Oddly enough, Schuerr began his painting career working in Abstract art and moved to landscapes from there. As time has gone by and he’s learned more about his own process, the end result may be landscapes but he gets there through the eyes of an abstractionist.

Plein air painter Matt Smith is familiar with Schuerr’s work and respects his ability to cross over between oils and pastels.

“He’s able to paint in both mediums because his work is grounded in the fundamentals,” Smith says. “It makes for work with a stronger presence and it can be appreciated on a larger scale. His transition from pastels to oils is relatively seamless. He has his own calligraphy about what he does. And when you paint outdoors as often as he does, you don’t have time to second-guess yourself. That tends to bring the individual artist out.”

Smith sees Schuerr’s intimate connection to place as the thing that sets him apart from many other landscape artists.

“That to me is very important,” Smith says. “What a lot of artists tend to do is travel around and paint areas other people have painted and in so doing they overlook their own world.
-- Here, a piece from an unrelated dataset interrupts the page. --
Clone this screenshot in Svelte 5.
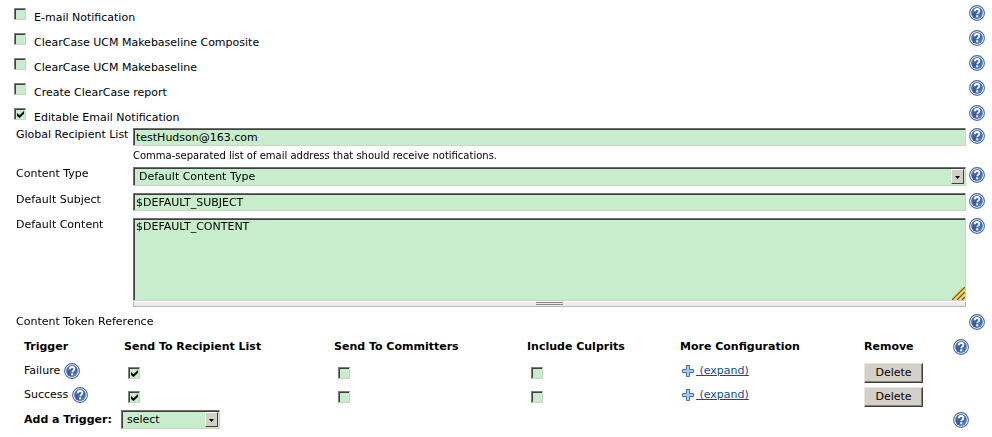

Aaron is not doing that. You can feel the personal connection. It’s more than a convenient subject for him. I’ve driven all over the country and it’s beautiful. And of course, he’s just north of Yellowstone, but he doesn’t paint the things everybody does. He tends to find that small, undiscovered corner of a stream.”

It is this intimacy that Schuerr brings to the work: a personal invitation to see what he’s seen, to share in the moments as he’s experienced them. After he shushes a small block of pastel against the rough paper, Schuerr weighs whether it’s done. A delicate fence line appears, disappears, then comes back again. This time it feels right.

“Now, what does it need?” he asks out loud. “It’s easy to overwork things, but I’m getting to the place where I’ve learned to trust the experience and trust my response to stop where I need to stop.”

The piece on the easel feels like the late afternoon in the company of not too distant waters. It whispers of nearness, of movement and weight. The sky is a tumble of color. The mountains hint at abundance and the ripe awareness of promise.